Southern Rep Theatre in association with the New Orleans Center for the Creative Arts (NOCCA) Stage Company is presenting the final days of this regional premiere over the course of the weekend. Directed by NOCCA faculty member Blake Coheley, it is smartly acted and features a dream cast of superb players, most of whom are Equity membership candidates or Actors’ Equity Association members.
Jefferson Turner acts as conductor of a small ensemble of players who bring Tesori’s charming and intimate music to life along with the small cast of characters who play in the round.
The title of Fun Home refers to the strange fact that the family mansion in which she was raised and which was lovingly restored by her perfectionist father, also served occasionally as a funeral home. One comedic number, “Come to the Fun Home,” highlights this as the Buchdel kids (Burkey along with Henry Morse as John and Christian Collins as Christian) produce their own impromptu commercial about the business.
“Our caskets are satin lined
And we got so many models
Guaranteed to blow your mind
You know our mourners
So satisfied
They like, they like, they like —
Our formaldehyde!”

Like in all families, there’s never an opportunity for humor or pathos to be covered. These relationships within the family are handled with taste and delicacy by Kron. Medium Allison’s own sexuality is explored at college, freeing herself to exclaim that her dad could never understand how she feels because she is gay. Only later does she found out how wrong she is, that that the two of them have more in common than she ever suspected, especially after she learns of her father’s trysts with young men, some not yet considered legally able to make those choices.
Dowies has the task of filling a role that is full of dichotomy. As Tony Award winner Michael Cerveris fleshed out the work in the original production, Bruce Bechdel is both full of brashness and hubris as well as insecurity and uncertainty. Allison’s relationship with her mother is cold and distant, but the feelings she expresses for her father are far more rich and intimate.
As Helen Bechdel, Leslie Castay plays her role with absolute finesse. Her skills behind the piano were acquired just for this role and her commitment to playing the tightly wound mother and teacher is evident. Castay’s interactions with Burkey are most special because they are in real life mother and daughter.

The production numbers of “Welcome to Our House on Maple Avenue,” and “Raincoat of Love” depict much of the craziness of living in the Bechdel home and the fact that the family did act as a unit, despite of its dysfunctionality.
Burkey’s solo of “Ring of Keys” is especially important in setting the fact that she knows she is different from other girls and that she can recognize, respect and love the power behind a strong woman. Chrissy Bowen’s final scene in a car with her father “Telephone Wire” is filled with emotion and poignancy, as she wishes there were things that could have been said between of them.

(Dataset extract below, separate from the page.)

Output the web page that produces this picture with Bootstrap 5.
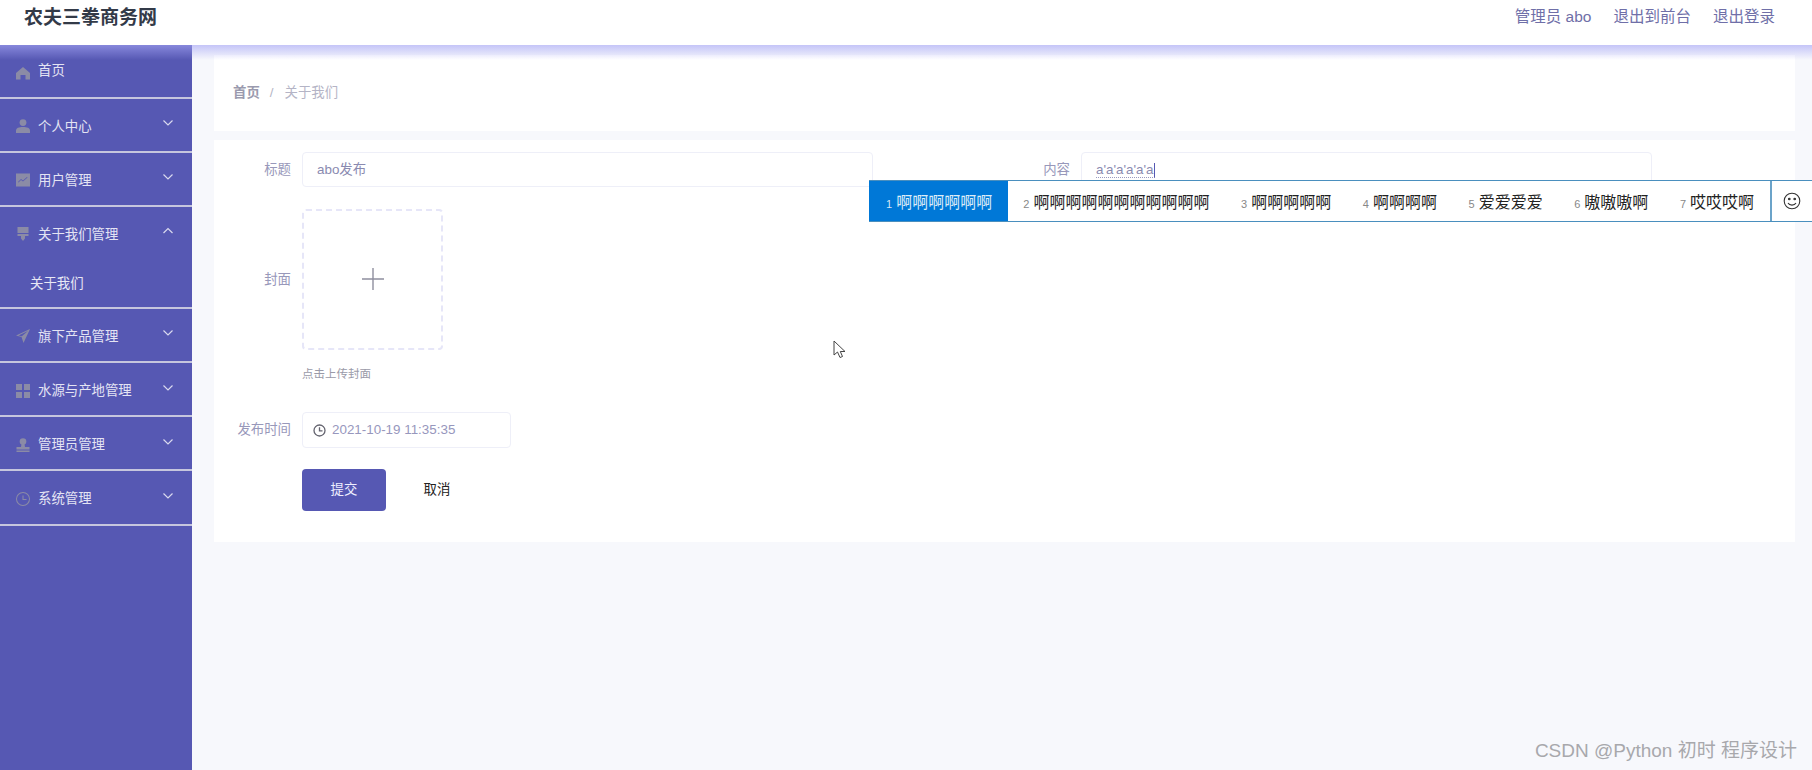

In the end there are no answers, only memories. Bruce’s suicide comes at the end of a bi-polar episode as he spins out of control in “Edges of the World” and Castay’s warning for Allison to live her life without being co-dependant (“Days and Days”) remain to be considered at the end of the show like two perfect bookholders on a perfect shelf. Allison remains in the finale “Flying Away” in all three of her phases – Small, Medium and Adult – because she is a product of the house and the family.
This is an important work for many reasons. Southern Rep and artistic director Aimée Hayes need to be thanked over and over for having had the foresight to bring this work onto the boards here. This is a lovely, tender and sometimes surprising piece which is at its core all about family. It may not be an average family, but make no mistake about it: it is a family that loves one another.
Fun Home finishes its run this weekend with very limited seating. In person waitlisting for seats at NOCCA’S Nims Black Box Theater may be the only way to see the show, with final performances tomorrow, Saturday, Oct. 21 and Sunday, Oct. 22 at 3:00 p.m.